Normally, the term form means a document with blanks for the insertion of information. In DECforms, however, the form is a specification that may govern the complete user interface to an application program. The form specification completely describes all terminal screen interactions, the data that is transferred to and from the screen, and any display processing that takes place.

A panel consists of the information and images that are physically displayed on the user's terminal screen. A panel is composed of such items as fixed background information (literals), fields (blanks for insertion of information), attributes, function key control, and customized help messages.

You can partition the display into rectangular areas called viewports by specifying viewport declarations within the form definition. You can adjust the viewport to any size and locate it anywhere on the display (such that viewports overlap one another). For a panel to be visible, it must be associated with a viewport.

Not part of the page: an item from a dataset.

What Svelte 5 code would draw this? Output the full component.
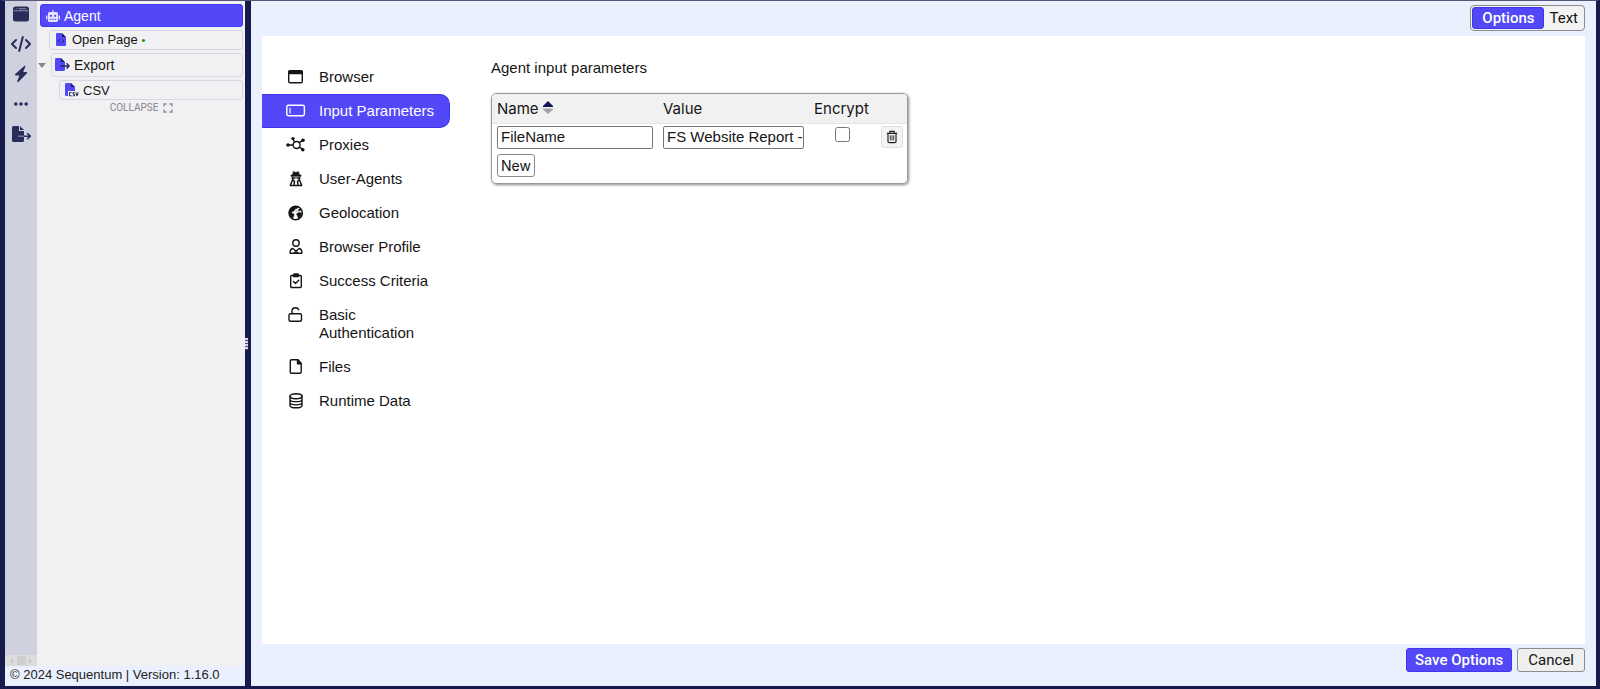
<script>
  let filename = $state('FileName');
  let value = $state('FS Website Report - ');
  let encrypt = $state(false);
  const nav = [
    ['browser', 'Browser'],
    ['input', 'Input Parameters'],
    ['proxies', 'Proxies'],
    ['agents', 'User-Agents'],
    ['geo', 'Geolocation'],
    ['profile', 'Browser Profile'],
    ['success', 'Success Criteria'],
    ['lock', 'Basic Authentication'],
    ['file', 'Files'],
    ['data', 'Runtime Data']
  ];
  const rail = ['window', 'code', 'bolt', 'dots', 'export'];
  const railLabels = ['Browser', 'Code', 'Actions', 'More', 'Export'];
</script>

{#snippet icon(name)}
  {#if name === 'window'}
    <svg width="18" height="18" viewBox="0 0 18 18"><rect x="1" y="1.5" width="16" height="15" rx="2.5" fill="#2a2c5a" /><path d="M1.500 5.800h15" stroke="#8f92ad" stroke-width="1" /><path d="M4 3.800h.8M6.500 3.800h8" stroke="#8f92ad" stroke-width="1" /></svg>
  {:else if name === 'code'}
    <svg width="22" height="18" viewBox="0 0 22 18" fill="none" stroke="#2a2c5a" stroke-width="2" stroke-linecap="round" stroke-linejoin="round"><path d="M6 5L2 9l4 4M16 5l4 4-4 4M12.800 2L9.200 16" /></svg>
  {:else if name === 'bolt'}
    <svg width="18" height="18" viewBox="0 0 18 18" fill="#2a2c5a"><path d="M12.200.9c.8-.3 1.400.3 1 1.100L11.200 7h3c.9 0 1.200.9.600 1.500L6.600 16.800c-.8.700-1.700.100-1.300-.9L7.400 10.600H3.800c-.9 0-1.200-.9-.5-1.500z" /></svg>
  {:else if name === 'dots'}
    <svg width="18" height="18" viewBox="0 0 18 18" fill="#2a2c5a"><circle cx="3.800" cy="9" r="1.800" /><circle cx="9" cy="9" r="1.800" /><circle cx="14.200" cy="9" r="1.800" /></svg>
  {:else if name === 'export'}
    <svg width="20" height="18" viewBox="0 0 20 18"><path d="M1 2.500Q1 1 2.500 1H8v5h5v9.500q0 1.500-1.500 1.500h-9Q1 17 1 15.500z" fill="#2a2c5a" /><path d="M9 1l4 4H9z" fill="#2a2c5a" /><path d="M7 11.200h6" stroke="#878aa8" stroke-width="1.200" /><path d="M13 11.200h6M16.200 8.200l3 3-3 3" fill="none" stroke="#2a2c5a" stroke-width="1.600" /></svg>
  {:else if name === 'robot'}
    <svg width="14" height="14" viewBox="0 0 14 14"><path d="M6.400 1h1.200v2h2.900Q12 3 12 4.500v7q0 1.500-1.500 1.500h-7Q2 13 2 11.500v-7Q2 3 3.500 3h2.900zM.4 6.500h1v4h-1q-.4 0-.4-.6V7.100q0-.6.400-.6zM13.600 6.500h-1v4h1q.4 0 .4-.6V7.100q0-.6-.4-.6z" fill="#e4e2ff" /><circle cx="4.900" cy="6.800" r="1.100" fill="#5248f8" /><circle cx="9.100" cy="6.800" r="1.100" fill="#5248f8" /><path d="M3.800 10.300h6.400" stroke="#5248f8" stroke-dasharray="1.600 .8" /></svg>
  {:else if name === 'page'}
    <svg width="10" height="13" viewBox="0 0 10 13"><path d="M0 1q0-1 1-1h5v4h4v8q0 1-1 1H1q-1 0-1-1z" fill="#5248f8" /><path d="M6 0l4 4H6z" fill="#1b1b5c" /><path d="M4 6L2.200 8 4 10M6 6l1.800 2L6 10" fill="none" stroke="#2c2692" /></svg>
  {:else if name === 'exportsmall'}
    <svg width="15" height="14" viewBox="0 0 15 14"><path d="M0 1.200Q0 0 1.200 0H6v4h4v7.800Q10 13 8.800 13H1.200Q0 13 0 11.800z" fill="#5248f8" /><path d="M6 0l4 4H6z" fill="#1b1b5c" /><path d="M5.500 8h8.500M11.500 5.300L14.200 8l-2.700 2.700" fill="none" stroke="#23245a" stroke-width="1.300" /></svg>
  {:else if name === 'csv'}
    <svg width="14" height="14" viewBox="0 0 14 14"><path d="M0 1.200Q0 0 1.200 0H6v4h4v4H3v5H1.200Q0 13 0 11.800z" fill="#5248f8" /><path d="M6 0l4 4H6z" fill="#1b1b5c" /><path d="M6.500 9.500H4.500v3.300h2M9.500 9.500H8v1.600h1.500v1.700H7.700M10.800 9.200l1.200 3.700 1.200-3.700" fill="none" stroke="#23245a" /></svg>
  {:else}
    <svg width="20" height="18" viewBox="0 0 20 18" fill="none" stroke="currentColor" stroke-width="1.400" stroke-linecap="round" stroke-linejoin="round">
      {#if name === 'browser'}
        <rect x="2.700" y="2.700" width="13.600" height="12" rx="1.300" /><path d="M2.700 3.500h13.600v2H2.700z" fill="currentColor" />
      {:else if name === 'input'}
        <rect x=".8" y="3.300" width="17.600" height="10.400" rx="1.600" /><path d="M4 6v5" stroke-width="1.200" />
      {:else if name === 'proxies'}
        <circle cx="10.600" cy="9" r="3.500" /><path d="M2 9h5M8.500 6L7 3M13.200 6.700L16 4.800M13.300 11.200l3 2" /><g fill="currentColor" stroke="none"><circle cx="2" cy="9" r="1.800" /><circle cx="7" cy="2.600" r="1.700" /><circle cx="17" cy="4.200" r="1.800" /><circle cx="16.800" cy="13.800" r="1.800" /></g>
      {:else if name === 'agents'}
        <path d="M7.600 1.800q2.400 1.400 4.800 0L13.500 5H15v1.200H5V5h1.500z" fill="currentColor" stroke-width=".8" /><path d="M6.200 7.500q.3 2.500 2 3.500M13.800 7.500q-.3 2.500-2 3.500M6.500 10l-2.200 5.500h11.400L13.500 10M8.500 11.500L8 15M11.500 11.500l.5 3.500" stroke-width="1.500" /><path d="M7 8h2M11 8h2" stroke-width="1.600" />
      {:else if name === 'geo'}
        <circle cx="9.700" cy="9" r="6.700" /><path d="M3.500 6.500Q5 3 9 2.500l3 .5-1 1.500-2 .5-1 2-2 .5-.5 1.500 2.500 1-.3 2.500L6.500 14Q3 12 3.300 9zM10.500 10l2-1.500 3.500.5-1 3.500-2.500 2-1-2.500zM12.500 5.500l1.500-.7 1 1.700-2 .5zM10 7.200h1" fill="currentColor" stroke-width=".5" />
      {:else if name === 'profile'}
        <circle cx="10" cy="5" r="3.200" /><path d="M4.200 15.300q-.4-4.300 2.600-4.800L10 13l3.200-2.500q3 .5 2.600 4.800zM10 13l-2 2M10 13l2 2" />
      {:else if name === 'success'}
        <rect x="4.700" y="3.500" width="10.600" height="12" rx="1" /><path d="M7.500 3q0-1 1-1h3q1 0 1 1v1.500h-5z" fill="currentColor" /><path d="M7.500 9.500l2 2 3.300-3.300" />
      {:else if name === 'lock'}
        <rect x="3" y="7.800" width="12.500" height="7.500" rx="1.500" /><path d="M6 7.500V5Q6 1.800 9.500 1.800q2.500 0 3.200 2" />
      {:else if name === 'file'}
        <path d="M4.300 3q0-1.300 1.300-1.300H12l3.200 3.800V14q0 1.300-1.300 1.300H5.600q-1.300 0-1.300-1.300z" /><path d="M11.500 1.700v4h3.700z" fill="currentColor" />
      {:else if name === 'data'}
        <ellipse cx="10" cy="4.200" rx="6" ry="2.500" /><path d="M4 4.200v9.200c0 3.200 12 3.200 12 0V4.200M4 7.400c0 3 12 3 12 0M4 10.600c0 3 12 3 12 0" />
      {/if}
    </svg>
  {/if}
{/snippet}

<div class="app">
  <aside>
    <div class="side">
      <div class="rail">
        {#each rail as r, i}
          <button aria-label={railLabels[i]}>{@render icon(r)}</button>
        {/each}
        <div class="scroll"><span class="left"></span><i></i><span class="right"></span></div>
      </div>
      <div class="tree">
        <button class="node agent">{@render icon('robot')}Agent</button>
        <button class="node open">{@render icon('page')}<span>Open Page <b>•</b></span></button>
        <div class="branch">
          <span class="caret"></span>
          <button class="node export">{@render icon('exportsmall')}Export</button>
        </div>
        <button class="node csv">{@render icon('csv')}CSV</button>
        <button class="collapse">COLLAPSE
          <svg width="10" height="10" viewBox="0 0 10 10" fill="none" stroke="#8a8a8e" stroke-width="1.300"><path d="M1 3.500V1h2.500M6.500 1H9v2.500M9 6.500V9H6.500M3.500 9H1V6.500" /></svg>
        </button>
      </div>
    </div>
    <footer>© 2024 Sequentum | Version: 1.16.0</footer>
  </aside>
  <div class="divider"><span></span></div>
  <main>
    <div class="top">
      <div class="switch"><button class="on">Options</button><button>Text</button></div>
    </div>
    <div class="panel">
      <nav>
        {#each nav as [id, label]}
          <a href="#{id}" class:active={id === 'input'}>{@render icon(id)}<span>{label}</span></a>
        {/each}
      </nav>
      <section>
        <p>Agent input parameters</p>
        <div class="box">
          <table>
            <thead>
              <tr>
                <th class="cname">Name <svg width="10" height="13" viewBox="0 0 10 13"><path d="M5 0l5 5v1H0V5z" fill="#14145a" /><path d="M5 13l5-4.500v-1H0v1z" fill="#a5a5a8" /></svg></th>
                <th class="cvalue">Value</th>
                <th class="cenc">Encrypt</th>
                <th class="cdel"></th>
              </tr>
            </thead>
            <tbody>
              <tr>
                <td><input type="text" aria-label="Name" bind:value={filename} /></td>
                <td><input type="text" aria-label="Value" bind:value={value} /></td>
                <td class="check"><input type="checkbox" aria-label="Encrypt" bind:checked={encrypt} /></td>
                <td class="del">
                  <button class="trash" aria-label="Delete"><svg width="12" height="14" viewBox="0 0 14 16" fill="none" stroke="#222" stroke-width="1.400"><path d="M1 3.700h12M4.500 3.500V1.500h5v2M2.300 4v9q0 1.500 1.500 1.500h6.400q1.500 0 1.500-1.500V4" /><path d="M5 6v6M7 6v6M9 6v6" stroke-width="1" /></svg></button>
                </td>
              </tr>
            </tbody>
          </table>
          <button class="new">New</button>
        </div>
      </section>
    </div>
    <div class="actions"><button class="save">Save Options</button><button class="cancel">Cancel</button></div>
  </main>
</div>

<style>
  :global(body) { margin: 0; }
  * { box-sizing: border-box; }
  button { font: inherit; color: inherit; margin: 0; padding: 0; border: 0; background: none; cursor: pointer; }
  svg { display: block; flex: none; }
  .app { display: flex; height: 100vh; border: solid #171a4d; border-width: 1px 4px 3px 5px; border-top-color: #55567a; background: #171a4d; font: 15px "Liberation Sans", Arial, sans-serif; color: #151515; }
  aside { width: 240px; flex: none; display: flex; flex-direction: column; background: #f1f1f4; }
  .side { flex: 1; display: flex; min-height: 0; }
  .rail { width: 32px; flex: none; display: flex; flex-direction: column; align-items: center; background: #cfd2de; padding-top: 4px; gap: 12px; }
  .rail button { display: grid; place-items: center; height: 18px; }
  .scroll { margin-top: auto; width: 100%; height: 11px; display: flex; align-items: center; justify-content: space-between; padding: 0 5px; background: #dcdcdc; }
  .scroll i { width: 9px; height: 9px; background: #cfcfcf; }
  .scroll span { border: 3px solid transparent; }
  .scroll .left { border-right-color: #c8c8c8; border-left-width: 0; }
  .scroll .right { border-left-color: #c8c8c8; border-right-width: 0; }
  .tree { flex: 1; display: flex; flex-direction: column; padding: 3px 2px 0 3px; }
  .node { display: flex; align-items: center; gap: 7px; border: 1px solid #d7d7e2; border-radius: 3px; padding-left: 5px; height: 20px; font-size: 13px; text-align: left; }
  .agent { height: 23px; font-size: 14px; gap: 4px; color: #fff; background: #5248f8; border-color: #4038e8; }
  .open { margin: 3px 0 0 9px; padding: 0 0 1px 6px; gap: 6px; }
  .open b { color: #118a11; font-weight: 400; font-size: 11px; }
  .branch { display: flex; align-items: center; margin-top: 3px; gap: 5px; }
  .caret { border: 4px solid transparent; border-top: 5px solid #88888c; border-bottom: 0; margin-left: -2px; }
  .export { flex: 1; height: 24px; font-size: 14px; gap: 4px; padding: 0 0 1px 3px; }
  .csv { margin: 3px 0 0 19px; gap: 4px; }
  .collapse { display: flex; align-items: center; justify-content: center; gap: 5px; font: 10px Roboto, sans-serif; color: #85858a; height: 15px; }
  footer { height: 20px; background: #eaf0fd; font-size: 13px; line-height: 18px; padding-left: 5px; color: #222; }
  .divider { width: 6px; flex: none; display: flex; align-items: center; }
  .divider span { width: 3px; height: 12px; background: repeating-linear-gradient(#d5d6e6 0 2px, #44467c 2px 3px); }
  main { flex: 1; min-width: 0; background: #eaf0fd; display: flex; flex-direction: column; padding: 4px 11px 14px; }
  .top { display: flex; justify-content: flex-end; height: 31px; font-family: Roboto, sans-serif; }
  .switch { display: flex; height: 26px; padding: 1px; border: 1px solid #8c8c8c; border-radius: 4px; background: #f3f3f3; }
  .switch button { padding: 0 5px; }
  .switch .on { padding: 0 9px; background: #5248f8; color: #fff; border: 1px solid #4038e8; border-radius: 3px; font-weight: 500; }
  .panel { flex: 1; background: #fff; display: flex; min-height: 0; }
  nav { width: 188px; flex: none; padding-top: 24px; }
  nav a { display: flex; gap: 13px; padding: 7px 14px 7px 24px; border: 1px solid transparent; border-left: 0; color: #151515; text-decoration: none; line-height: 18px; }
  nav a.active { background: #5248f8; color: #fff; border-color: #3f35ec; border-radius: 0 10px 10px 0; }
  section { padding: 23px 0 0 41px; }
  p { margin: 0; line-height: 18px; }
  .box { width: 417px; margin-top: 16px; border: 1px solid #9a9a9e; border-radius: 5px; box-shadow: 1px 1px 3px #888; overflow: hidden; padding-bottom: 6px; }
  table { width: 100%; border-collapse: collapse; table-layout: fixed; }
  th { height: 29px; padding: 0 5px; background: #f1f1f2; border-bottom: 1px solid #e4e4e6; font: 15px Inter, sans-serif; text-align: left; white-space: nowrap; }
  th svg { display: inline-block; }
  .cname { width: 166px; }
  .cvalue { width: 151px; }
  .cenc { width: 67px; }
  td { padding: 2px 5px; height: 29px; vertical-align: top; }
  input[type='text'] { display: block; width: 100%; height: 23px; border: 1px solid #777; border-radius: 2px; padding: 0 0 1px 3px; font: inherit; color: inherit; background: #fff; }
  .check input { display: block; width: 15px; height: 15px; margin: 1px auto 0; }
  .trash { display: grid; place-items: center; width: 22px; height: 22px; border: 1px solid #e0e0e0; border-radius: 3px; background: #f3f3f3; }
  .new { display: block; margin: 2px 0 0 5px; width: 38px; height: 23px; border: 1px solid #8a8a8a; border-radius: 3px; background: #fff; font: 14px Inter, sans-serif; }
  .actions { display: flex; justify-content: flex-end; gap: 5px; padding-top: 4px; font-family: Roboto, sans-serif; }
  .actions button { height: 24px; padding: 0 10px; border: 1px solid #8c8c8c; border-radius: 3px; background: #efefef; }
  .actions .save { padding: 0 8px; color: #fff; background: #5248f8; border-color: #4038e8; font-weight: 500; }
</style>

Figure 6-3 illustrates the concept of specifying panel declarations and viewport declarations within the DECforms form definition. You specify a viewport name within each panel declaration. By doing this, you map each panel to a specific viewport. At run time, each panel appears on the terminal screen within its viewport.

Figure 6-3 Panels and Viewports


The DECforms Form Manager is the run-time component that provides the interface between the terminal display and an ACMS application. The Form Manager controls panel display, user input, and data transfer between the form and ACMS. A DECforms form is loaded by the Form Manager at execution time under the direction of an ACMS application program.

ACMS begins a session with DECforms when an ACMS application program first references the form. The syntax that references the form is contained in the ACMS task definition.

Note

In normal DECforms programming practice, both panels of this tutorial application are defined in a single form. However, the tutorial application defines a separate form for each panel simply to illustrate how ACMS handles multiple forms. For advanced DECforms design and programming, see DECforms Guide to Commands and Utilities.